L'apnée du prématuré se manifeste par des arrêts respiratoires répétitifs et un pouls sous la normale. La sous-oxygénation du sang qui en résulte peut être néfaste pour les tissus en développement et engendrer des rétinopathies sévères et des troubles neurocognitifs. Le traitement consiste à régulariser la respiration du prématuré à l'aide de caféine.
La maturation des circuits neuronaux qui contrôlent les fonctions respiratoires se produit tardivement pendant la grossesse, ce qui explique pourquoi les problèmes respiratoires sont fréquents chez les prématurés. L'un de ces problèmes est l'apnée du prématuré, qui se caractérise par des arrêts respiratoires de plus de 20 secondes ou encore par des arrêts respiratoires de moins de 20 secondes accompagnés d'un pouls se situant sous les 80 battements à la minute. «Il peut en résulter une sous-oxygénation des tissus en développement menant à des rétinopathies sévères ou à des troubles neurocognitifs», rappelle Richard Kinkead, professeur à la Faculté de médecine et chercheur à l'Institut universitaire de cardiologie et de pneumologie de Québec (IUCPQ).
Le traitement de choix contre l'apnée du prématuré est l'administration de caféine par voie intraveineuse. «Cette molécule stimule les circuits neuronaux qui régularisent la respiration. Toutefois, elle n'agit pas sur la maturation de ces circuits, précise le professeur Kinkead. On l'administre pour atténuer les problèmes en attendant que le système respiratoire des enfants soit suffisamment développé. La durée du traitement est donc une indication du temps requis pour achever cette maturation.»
Jusqu'à présent, les études cliniques portant sur le traitement à la caféine n'ont pas tenu compte du sexe des enfants, même si les problèmes respiratoires sont plus fréquents chez les prématurés de sexe masculin et que la caféine est métabolisée plus rapidement par les filles. «Notre étude visait à déterminer si le sexe avait un effet sur la prévalence de l'apnée des prématurés et sur l'efficacité du traitement», résume le professeur Kinkead.

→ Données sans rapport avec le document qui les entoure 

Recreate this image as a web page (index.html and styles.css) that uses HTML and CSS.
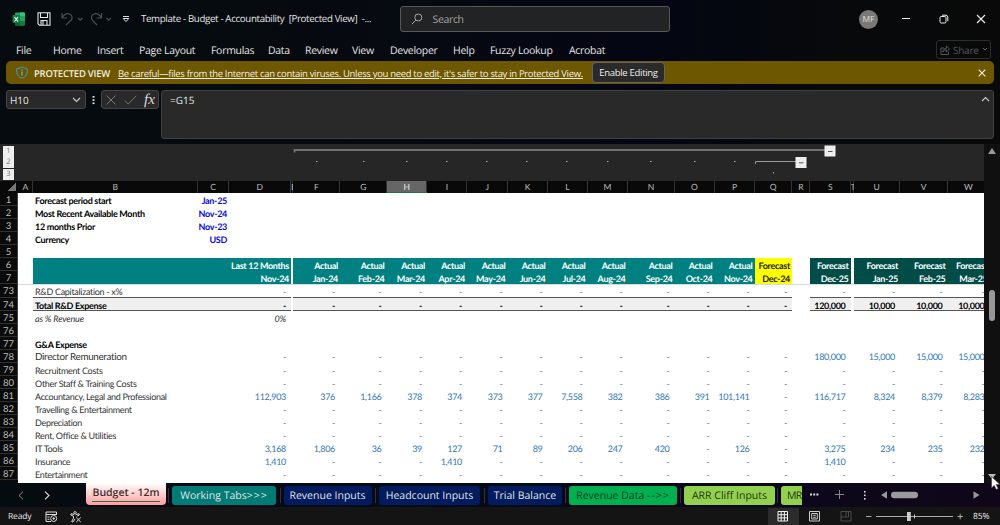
FILE: index.html
```html
<!DOCTYPE html>
<html lang="en">
<head>
<meta charset="utf-8">
<title>Template - Budget - Accountability</title>
<link rel="stylesheet" href="styles.css">
</head>
<body>
<div class="app">
  <header class="titlebar">
    <svg class="logo" width="14" height="14" viewBox="0 0 14 14"><rect x="3" y="0.5" width="10" height="13" rx="1" fill="#21a366"/><path d="M8 .5h4a1 1 0 0 1 1 1V4H8z" fill="#33c481"/><path d="M3 7h5v6.500H4a1 1 0 0 1-1-1z" fill="#185c37"/><path d="M8 9h5v3.500a1 1 0 0 1-1 1H8z" fill="#107c41"/><rect x="0.500" y="3" width="7.500" height="8" rx=".8" fill="#107c41"/><path d="M2.500 5l3.500 4.500M6 5L2.500 9.500" stroke="#fff" stroke-width="1.200"/></svg>
    <svg class="save" width="14" height="14" viewBox="0 0 14 14" fill="none" stroke="#e6e6e6" stroke-width="1.100"><path d="M1 .8h12v12.400H2.500L1 11.700zM3.500 1v4.500h7V1M4 13V8.500h6V13M6 9v4"/></svg>
    <svg class="undo" width="24" height="16" viewBox="0 0 24 16" fill="none" stroke="#4a4e51" stroke-width="1.200"><path d="M2 2v5h5M2.300 6.500C4.500 3 7 2 9.500 3s3.500 4 1.500 6.300L6 14M18 7l2.200 2.200L22.400 7"/></svg>
    <svg class="redo" width="24" height="16" viewBox="0 0 24 16" fill="none" stroke="#4a4e51" stroke-width="1.200"><path d="M11.500 2v5h-5M11.200 6.500C9 3 6.500 2 4 3S.5 7 2.500 9.300L7 14M16.500 7l2.200 2.200L20.900 7"/></svg>
    <svg class="more" width="8" height="8" viewBox="0 0 8 8"><path d="M1 1.500h6" stroke="#ddd"/><path d="M1.200 3.500h5.600L4 6.600z" fill="none" stroke="#ddd"/></svg>
    <span class="doc-title">Template - Budget - Accountability&nbsp; [Protected View]&nbsp; -...</span>
    <div class="search"><svg width="12" height="12" viewBox="0 0 12 12" fill="none" stroke="#aaa" stroke-width="1"><circle cx="7.300" cy="4.500" r="3.500"/><path d="M4.800 7.200L.8 11.200"/></svg><span>Search</span></div>
    <span class="avatar">MF</span>
    <svg class="win-min" width="10" height="10" viewBox="0 0 10 10"><path d="M1 4.500h8" stroke="#eee"/></svg>
    <svg class="win-max" width="10" height="10" viewBox="0 0 10 10" fill="none" stroke="#eee"><rect x="1" y="2.500" width="6" height="6.500" rx="1.200"/><path d="M3 1.200h4A2 2 0 0 1 8.800 3v4.200"/></svg>
    <svg class="win-close" width="10" height="10" viewBox="0 0 10 10"><path d="M1 1l8 8M9 1L1 9" stroke="#eee" stroke-width="1.100"/></svg>
  </header>

  <nav class="menu">
    <span>File</span><span>Home</span><span>Insert</span><span>Page Layout</span><span>Formulas</span><span>Data</span><span>Review</span><span>View</span><span>Developer</span><span>Help</span><span>Fuzzy Lookup</span><span>Acrobat</span>
    <div class="share"><svg width="10" height="10" viewBox="0 0 10 10" fill="none" stroke="#55585a"><path d="M4 3H1v6.500h7.500V7M2.800 7C3 4.500 4.500 3.500 6.300 3.500V1L9.500 4 6.300 7V5C4.500 5 3.500 5.500 2.800 7z"/></svg><span>Share</span><svg width="6" height="5" viewBox="0 0 6 5" fill="none" stroke="#666"><path d="M1 1l2 2 2-2"/></svg></div>
  </nav>

  <div class="banner">
    <svg width="12" height="13" viewBox="0 0 12 13" fill="none"><path d="M6 .8C7.500 2 9.300 2.500 11.200 2.500V6c0 3-2 5-5.200 6.300C2.800 11 .8 9 .8 6V2.500C2.700 2.500 4.500 2 6 .8z" stroke="#4a94b8"/><path d="M6 3.200v1.300M6 5.500v4" stroke="#4fb0e0" stroke-width="1.300"/></svg>
    <b>PROTECTED VIEW</b>
    <div class="notice"><u>Be careful—files from the Internet can contain viruses. Unless you need to edit, it's safer to stay in Protected View.</u></div>
    <button class="enable">Enable Editing</button>
    <svg class="banner-close" width="8" height="8" viewBox="0 0 8 8"><path d="M.7.7l6.600 6.600M7.300.7L.7 7.300" stroke="#f4f0dc" stroke-width="1.100"/></svg>
  </div>

  <div class="formula-row">
    <div class="namebox"><span>H10</span><svg width="9" height="6" viewBox="0 0 9 6"><path d="M1 1l3.500 3.500L8 1" fill="none" stroke="#ccc" stroke-width="1.100"/></svg></div>
    <svg class="dots" width="3" height="10" viewBox="0 0 3 10" fill="#ddd"><rect x=".5" y="1" width="2" height="1.700"/><rect x=".5" y="4.200" width="2" height="1.700"/><rect x=".5" y="7.400" width="2" height="1.700"/></svg>
    <div class="fx"><svg width="10" height="10" viewBox="0 0 10 10"><path d="M.5.5l9 9M9.500.5l-9 9" stroke="#777"/></svg><svg width="13" height="10" viewBox="0 0 13 10"><path d="M.7 5.500L4.300 9 12.300.8" fill="none" stroke="#777"/></svg><i>fx</i></div>
    <div class="formula"><span>=G15</span><svg width="9" height="6" viewBox="0 0 9 6"><path d="M1 5l3.500-3.500L8 5" fill="none" stroke="#ccc" stroke-width="1.100"/></svg></div>
  </div>

  <main class="work">
    <div class="sheet">
      <div class="outline">
        <div class="levels"><span>1</span><span>2</span><span>3</span></div>
        <svg class="brackets" width="966" height="37" viewBox="18 144 966 37">
          <path d="M294.500 152.500v-2.500H825" fill="none" stroke="#707070" stroke-width="1.800"/>
          <path d="M755.500 164v-2.500H796" fill="none" stroke="#9a9a9a"/>
          <g fill="#aaa"><rect x="316" y="161" width="1.500" height="1"/><rect x="363" y="161" width="1.500" height="1"/><rect x="406" y="161" width="1.500" height="1"/><rect x="446" y="161" width="1.500" height="1"/><rect x="486" y="161" width="1.500" height="1"/><rect x="526" y="161" width="1.500" height="1"/><rect x="566" y="161" width="1.500" height="1"/><rect x="607" y="161" width="1.500" height="1"/><rect x="650" y="161" width="1.500" height="1"/><rect x="694" y="161" width="1.500" height="1"/><rect x="734" y="161" width="1.500" height="1"/><rect x="773" y="172" width="1" height="1.500"/></g>
          <rect x="824.500" y="145.500" width="11" height="11" fill="#eee"/><path d="M828 151.500h4.500" stroke="#555"/>
          <rect x="795.500" y="157" width="11" height="11" fill="#eee"/><path d="M799 162.800h4.500" stroke="#555"/>
        </svg>
      </div>
      <div id="grid"></div>
    </div>
    <div class="vscroll">
      <svg width="8" height="6" viewBox="0 0 8 6"><path d="M4 0l4 6H0z" fill="#999"/></svg>
      <span class="vthumb"></span>
      <svg class="down" width="8" height="6" viewBox="0 0 8 6"><path d="M0 0h8L4 5z" fill="#bbb"/></svg>
    </div>
  </main>

  <div class="tabs">
    <svg class="prev" width="6" height="9" viewBox="0 0 6 9"><path d="M5 .7L1 4.500l4 3.800" fill="none" stroke="#8b8d8f"/></svg>
    <svg class="next" width="6" height="9" viewBox="0 0 6 9"><path d="M1 .7l4 3.800-4 3.800" fill="none" stroke="#ddd" stroke-width="1.100"/></svg>
    <div class="tab active"><span>Budget - 12m</span></div>
    <div class="tab teal t2">Working Tabs<span class="arrows">&gt;&gt;&gt;</span></div>
    <div class="tab navy t3">Revenue Inputs</div>
    <div class="tab navy t4">Headcount Inputs</div>
    <div class="tab navy t5">Trial Balance</div>
    <div class="tab green t6">Revenue Data <span class="arrows">--&gt;&gt;</span></div>
    <div class="tab lime t7">ARR Cliff Inputs</div>
    <div class="tab lime t8">MR</div>
    <svg class="tabtools" width="197" height="25" viewBox="803 483 197 25">
      <g fill="#ddd"><rect x="811" y="493.500" width="2" height="2"/><rect x="814.200" y="493.500" width="2" height="2"/><rect x="817.400" y="493.500" width="2" height="2"/><rect x="865" y="491" width="1.600" height="1.600"/><rect x="865" y="494.500" width="1.600" height="1.600"/><rect x="865" y="498" width="1.600" height="1.600"/></g>
      <path d="M836 494.500h9M840.500 490v9" stroke="#888"/>
      <path d="M888 491.300v7.400l-6-3.700zM974.500 491.300v7.400l6-3.700z" fill="#999"/>
      <rect x="892" y="491.700" width="27" height="6.600" rx="3.300" fill="#9b9b9b"/>
    </svg>
  </div>

  <footer class="status">
    <span>Ready</span>
    <svg class="st1" width="13" height="12" viewBox="0 0 13 12" fill="none" stroke="#ddd"><path d="M6 10.500H1V1h10.500v3M1 3.500h10.500M2.500 6h2M2.500 8.300h2"/><circle cx="8.700" cy="7.500" r="3"/><circle cx="8.700" cy="7.500" r=".8" fill="#ddd"/></svg>
    <svg class="st2" width="12" height="12" viewBox="0 0 12 12" fill="none" stroke="#ddd"><circle cx="5" cy="1.800" r="1.200"/><path d="M4 3.700L1.200 2.700.8 4l2.700 1.200v2L1.700 10.500l1.200.6L5 8M6 3.700l3-1 .4 1.300-2.600 1.200M6.200 6.500l4.600 4.600M10.800 6.500l-4.600 4.600"/></svg>
    <svg class="views" width="232" height="17" viewBox="768 508 232 17" fill="none">
      <rect x="768" y="508" width="31" height="17" fill="#2b2b2b"/>
      <path d="M778 511.500h9.500v9.500H778zM778 514.700h9.500M778 517.900h9.500M781.200 511.500v9.500M784.400 511.500v9.500" stroke="#f0f0f0"/>
      <path d="M809.500 511.500h10v9.500h-10zM811.700 513.500h5.600v5.500h-5.600zM813.200 515.300h2.600M813.200 517.300h2.600" stroke="#ccc"/>
      <path d="M841 511.500h10v9.500h-10zM841 517h5v-5.500M846 517v0h2.500v-5.500" stroke="#4a4a4a"/>
      <path d="M866 516.500h5.500M957.500 516.500h5.500M960.200 513.800v5.500M876 516.500h77" stroke="#aaa"/>
      <path d="M914.500 514.500v4" stroke="#ccc"/><rect x="907" y="512" width="3.800" height="9" fill="#ccc"/>
    </svg>
    <span class="zoom">85%</span>
  </footer>
  <svg class="cursor" width="9" height="14" viewBox="0 0 9 14"><path d="M.5.5v11.500l2.700-2.600 2 4.100 2-.9-2-4H9z" fill="#fff" stroke="#222" stroke-width=".5"/></svg>
</div>
<script src="grid.js"></script>
</body>
</html>
```
FILE: grid.js
```js
const COLS = "ABCDEFGHIJKLMNOPQRSTUVW".split("");
const MONTHS = ["Jan-24", "Feb-24", "Mar-24", "Apr-24", "May-24", "Jun-24", "Jul-24", "Aug-24", "Sep-24", "Oct-24", "Nov-24"];
const VALUE_COLS = "DFGHIJKLMNOPQSUVW".split("");

// Spread a list over the columns that carry values.
const spread = list => Object.fromEntries(VALUE_COLS.map((c, i) => [c, list[i]]));
const dashes = () => spread(VALUE_COLS.map(() => "-"));

const rows = [
  { n: 1, kind: "info", cells: { B: "Forecast period start", C: "Jan-25" } },
  { n: 2, kind: "info", cells: { B: "Most Recent Available Month", C: "Nov-24" } },
  { n: 3, kind: "info", cells: { B: "12 months Prior", C: "Nov-23" } },
  { n: 4, kind: "info", cells: { B: "Currency", C: "USD" } },
  { n: 5, kind: "blank", cells: {} },
  { n: 6, kind: "head", cells: spread(["Last 12 Months", ...MONTHS.map(() => "Actual"), "Forecast", "Forecast", "Forecast", "Forecast", "Forecast"]) },
  { n: 7, kind: "head last", cells: spread(["Nov-24", ...MONTHS, "Dec-24", "Dec-25", "Jan-25", "Feb-25", "Mar-25"]) },
  { n: 73, kind: "line first", cells: { B: "R&D Capitalization - x%", ...dashes() } },
  { n: 74, kind: "total", cells: { B: "Total R&D Expense", ...dashes(), S: "120,000", U: "10,000", V: "10,000", W: "10,000" } },
  { n: 75, kind: "ratio", cells: { B: "as % Revenue", D: "0%" } },
  { n: 76, kind: "blank", cells: {} },
  { n: 77, kind: "section", cells: { B: "G&A Expense" } },
  { n: 78, kind: "line large", cells: { B: "Director Remuneration", ...dashes(), S: "180,000", U: "15,000", V: "15,000", W: "15,000" } },
  { n: 79, kind: "line", cells: { B: "Recruitment Costs", ...dashes() } },
  { n: 80, kind: "line", cells: { B: "Other Staff & Training Costs", ...dashes() } },
  { n: 81, kind: "line", cells: { B: "Accountancy, Legal and Professional", ...spread(["112,903", "376", "1,166", "378", "374", "373", "377", "7,558", "382", "386", "391", "101,141", "-", "116,717", "8,324", "8,379", "8,283"]) } },
  { n: 82, kind: "line", cells: { B: "Travelling & Entertainment", ...dashes() } },
  { n: 83, kind: "line", cells: { B: "Depreciation", ...dashes() } },
  { n: 84, kind: "line", cells: { B: "Rent, Office & Utilities", ...dashes() } },
  { n: 85, kind: "line", cells: { B: "IT Tools", ...spread(["3,168", "1,806", "36", "39", "127", "71", "89", "206", "247", "420", "-", "126", "-", "3,275", "234", "235", "232"]) } },
  { n: 86, kind: "line", cells: { B: "Insurance", ...dashes(), D: "1,410", I: "1,410", S: "1,410" } },
  { n: 87, kind: "line", cells: { B: "Entertainment", ...dashes() } }
];

const make = (cls, text) => {
  const el = document.createElement("div");
  el.className = cls;
  if (text) {
    const span = document.createElement("span");
    span.textContent = text;
    el.append(span);
  }
  return el;
};

const grid = document.getElementById("grid");
const header = make("row colhead");
header.append(make("corner"));
COLS.forEach(c => header.append(make("c" + (c === "H" ? " selected" : "") + " k" + c, c)));
grid.append(header);

for (const r of rows) {
  const row = make("row " + r.kind);
  row.append(make("num", String(r.n)));
  COLS.forEach(c => row.append(make("c k" + c + (r.cells[c] === "-" ? " dash" : ""), r.cells[c])));
  grid.append(row);
}
```
FILE: styles.css
```css
* { box-sizing: border-box; }
body { margin: 0; background: #06090c; font-family: "Open Sans", "Noto Sans", sans-serif; color: #e4e4e4; text-rendering: geometricPrecision; }
svg { display: block; flex: none; }
span, b, u { white-space: nowrap; }
.app { position: relative; width: 1000px; height: 525px; overflow: hidden; display: flex; flex-direction: column; background: linear-gradient(90deg, #050b0e 0, #060a10 35%, #040613 65%, #07090b 85%, #090909 100%); }

.titlebar { height: 38px; flex: none; display: flex; align-items: center; padding-left: 12px; }
.save { margin-left: 11px; }
.undo { margin-left: 9px; }
.redo { margin-left: 6px; }
.more { margin-left: 8px; }
.doc-title { width: 248px; flex: none; margin-left: 11px; font-size: 9.7px; letter-spacing: -.33px; }
.doc-title, .search span { line-height: 16px; }
.search { width: 270px; height: 26px; flex: none; margin-left: 11px; padding-left: 10px; display: flex; align-items: center; gap: 9.5px; background: #222324; border: 1px solid #55585b; border-radius: 3px; color: #a5a5a5; font-size: 10.5px; letter-spacing: -.35px; }
.search span { padding-top: 1px; }
.avatar { width: 19px; height: 19px; margin-left: 189px; border-radius: 50%; background: #7b7977; color: #dedede; font-size: 8.5px; line-height: 19px; text-align: center; }
.win-min { margin-left: 23px; }
.win-max { margin-left: 28px; }
.win-close { margin-left: 27px; }

.menu { height: 23px; flex: none; display: grid; align-items: center; padding-left: 16px; font-size: 10.5px; letter-spacing: -.3px; grid-template-columns: 37px 44px 42px 72px 57px 37px 47px 38px 63px 37px 79px 367px 55px; }
.menu > span { padding-top: 2px; }
.share { width: 55px; height: 19px; padding-left: 3px; display: flex; align-items: center; gap: 3px; border: 1px solid #2b2d2e; border-radius: 3px; color: #55585a; font-size: 10px; letter-spacing: -.25px; }

.banner { height: 23px; flex: none; margin: 0 6px; padding-left: 10px; display: flex; align-items: center; background: #6d5700; border-radius: 5px; font-size: 9.5px; color: #f1eee2; }
.banner b { width: 84px; flex: none; margin-left: 6px; font-weight: 600; letter-spacing: -.23px; padding-top: 1px; }
.notice { width: 474px; flex: none; letter-spacing: -.325px; padding-top: 1px; }
.notice u { text-underline-offset: 1px; }
.enable { width: 73px; height: 21px; flex: none; padding: 0; border: 1px solid #68645a; border-radius: 4px; background: #2a2a2a; color: #eee; font: 9.5px "Open Sans", sans-serif; letter-spacing: -.3px; white-space: nowrap; }
.banner-close { margin-left: 313px; }

.formula-row { height: 60px; flex: none; display: flex; align-items: flex-start; padding-top: 6px; padding-left: 6px; font-size: 10px; }
.namebox { width: 80px; height: 19px; flex: none; padding: 0 4px 0 3px; display: flex; align-items: center; justify-content: space-between; background: #292929; border: 1px solid #454545; border-radius: 3px; }
.dots { margin: 5px 6px 0 6px; }
.fx { width: 58px; height: 19px; flex: none; padding-left: 4px; display: flex; align-items: center; gap: 8px; background: #292929; border: 1px solid #454545; border-radius: 3px; }
.fx i { font: italic 15px/16px "Liberation Serif", serif; margin-left: -1px; color: #ddd; }
.formula { width: 833px; height: 49px; flex: none; margin-left: 2px; padding: 2px 3px 0 8px; display: flex; justify-content: space-between; background: #292929; border: 1px solid #3e4044; border-radius: 3px; }
.formula svg { margin-top: 3px; }

.work { height: 339px; flex: none; display: flex; }
.sheet { width: 984px; height: 339px; overflow: hidden; background: linear-gradient(90deg, #0a0a0a 18px, #fff 18px); }
.outline { height: 37px; display: flex; background: #262626; }
.levels { width: 18px; padding: 1.5px 0 0 3px; display: grid; grid-auto-rows: 11px; row-gap: .7px; align-content: start; }
.levels span { width: 11px; background: #eee; color: #777; font-size: 7.5px; line-height: 11px; text-align: center; }

.row { display: grid; width: 996px; height: 13px; font: 9px/16px Lato, sans-serif; letter-spacing: -.31px; color: #333; grid-template-rows: 100%; grid-template-columns: 18px 15px 164.500px 31px 62.500px 2px 47px 46.500px 40.500px 40px 40.500px 40px 40px 40px 47px 40px 40px 37.500px 18px 40.500px 3px 46.500px 47.500px 42px; }
.c { height: 100%; text-align: right; padding-right: 5px; white-space: nowrap; }
.kB { text-align: left; padding-left: 2px; }
.num { background: #0a0a0a; color: #bdbdbd; border-bottom: 1px solid #303030; border-right: 1px solid #444; text-align: center; font-size: 9.5px; font-weight: 400; font-style: normal; line-height: 15px; letter-spacing: 0; height: 100%; }
.colhead { height: 12px; background: #090909; color: #b9b9b9; line-height: 13px; letter-spacing: 0; }
.colhead .c { padding: 0; text-align: center; box-shadow: inset -1px 0 0 #333; overflow: hidden; font-size: 8.500px; }
.colhead .selected { background: #666; color: #e6e6e6; border-bottom: 1px solid #217346; }
.corner { background: linear-gradient(135deg, transparent 50%, #777 50%) 8px 2px / 8px 8px no-repeat; }
.info { color: #000; font-weight: 700; }
.info .kC { color: #0808e0; padding-right: 1.5px; }
.head { color: #fff; font-weight: 700; }
.head .c { padding-right: 2px; background: #008080; }
.head .kA, .head .kR, .head .kE, .head .kT { background: #fff; }
.head .kQ { background: #ff0; color: #222; }
.head .kS, .head .kU, .head .kV, .head .kW { background: #004d47; }
.last .c { border-bottom: 0; }
.first .c { box-shadow: inset 0 1px 0 #d5dddd; }
.line .c { color: #2e75b6; }
.line .kB { color: #333; }
.line .dash { color: #5c6f80; }
.first { height: 14px; }
.first .c:not(.kA):not(.kE):not(.kR):not(.kT) { border-bottom: 1px solid #555; }
.total { color: #000; font-weight: 700; line-height: 15px; }
.total .c:not(.kA):not(.kE):not(.kR):not(.kT) { background: #f0f0f0; border-bottom: 1px solid #555; }
.ratio { font-style: italic; line-height: 15px; letter-spacing: -.15px; }
.section { color: #000; font-weight: 700; line-height: 15px; }
.large { line-height: 14px; }
.large .kB { font-size: 9.800px; }

.vscroll { width: 16px; padding-top: 4px; display: flex; flex-direction: column; align-items: center; background: #101010; }
.vthumb { width: 6px; height: 31px; margin-top: 136px; border-radius: 3px; background: #989898; }
.down { margin-top: 153px; }

.tabs { height: 25px; flex: none; display: flex; align-items: flex-start; background: linear-gradient(90deg, #050c0f, #07091a 55%, #10061a); border-bottom: 1px solid #151515; overflow: hidden; }
.prev { margin: 8px 0 0 18px; }
.next { margin: 8px 0 0 20px; }
.tab { position: relative; height: 19px; margin: 3px 0 0 7.500px; border-radius: 3px; text-align: center; white-space: nowrap; font-size: 10.500px; line-height: 21px; flex: none; }
.tab:not(.active)::before { content: ""; position: absolute; left: -4px; top: 2px; width: 1px; height: 15px; background: #303238; }
.arrows { letter-spacing: 1px; }
.active { width: 80px; height: 22px; margin: 0 0 0 36px; border-radius: 0 0 4px 4px; background: linear-gradient(#fff, #ff9c9c); color: #3d3030; font-weight: 600; }
.active span { display: inline-block; height: 19px; border-bottom: 1px solid #2f7044; }
.teal { background: #007b76; }
.navy { background: #001b5e; }
.green { background: #00b050; color: #0d3a20; }
.lime { background: #92d050; color: #24330f; }
.t2 { width: 104px; margin-left: 6px; }
.t3 { width: 88px; }
.t4 { width: 101px; }
.t5 { width: 74px; margin-left: 8px; }
.t6 { width: 108px; margin-left: 7px; }
.t7 { width: 91px; margin-left: 7px; }
.t8 { width: 21px; margin-left: 6px; padding-left: 6px; text-align: left; border-radius: 3px 0 0 3px; letter-spacing: -.6px; }

.status { height: 17px; flex: none; display: flex; align-items: center; padding-left: 8px; background: #141414; font-size: 8.500px; letter-spacing: -.15px; position: relative; }
.status > span:first-child { width: 37px; }
.st2 { margin-left: 12px; }
.views { margin-left: 686px; }
.zoom { position: absolute; left: 973px; top: 3px; }
.cursor { position: absolute; left: 991px; top: 476px; }
```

Le chercheur et ses collaborateurs ont étudié 24 387 enfants nés entre la 24e et la 34e semaine de grossesse et admis dans une unité néonatale de soins intensifs entre janvier 2011 et décembre 2015. Près de 14 000 de ces prématurés ont souffert d'apnée et 89% d'entre eux ont reçu de la caféine jusqu'à ce que leurs fonctions respiratoires soient normales. Les analyses des chercheurs montrent que la durée du traitement à la caféine était plus longue chez les garçons que chez les filles, surtout chez les enfants nés avant la 28e semaine de grossesse. Ainsi, chez les enfants nés après 24-25 semaines de grossesse, 75% des garçons devaient toujours recevoir de la caféine à 34 semaines d'âge gestationnel contre 69% des filles.
«Ces résultats suggèrent que la maturation du système respiratoire se produit plus lentement chez les garçons, souligne le professeur Kinkead. On soupçonne que les hormones sexuelles sont en cause, mais on ne connaît pas les mécanismes responsables de cette différence. Notre étude met en lumière l'importance de tenir compte du sexe des enfants dans les recherches sur l'apnée du prématuré. Il se pourrait, par exemple, que de nouveaux médicaments pour traiter l'apnée n'aient pas le même effet chez les garçons et chez les filles. Il faut documenter ces différences si on veut offrir le meilleur traitement possible à chaque enfant.»
L'étude publiée dans Experimental Physiology est le fruit d'une collaboration entre des chercheurs du Centre de recherche de l'IUCPQ, du Centre de recherche du CHU de Québec – Université Laval et de l'Université de Toronto. Les auteurs en sont Aida Bairam, Nathalie Laflamme, Christine Drolet, Bruno Piedboeuf, Prakesh S. Shah et Richard Kinkead. Elle a été réalisée avec le concours des membres du Canadian Neonatal Network.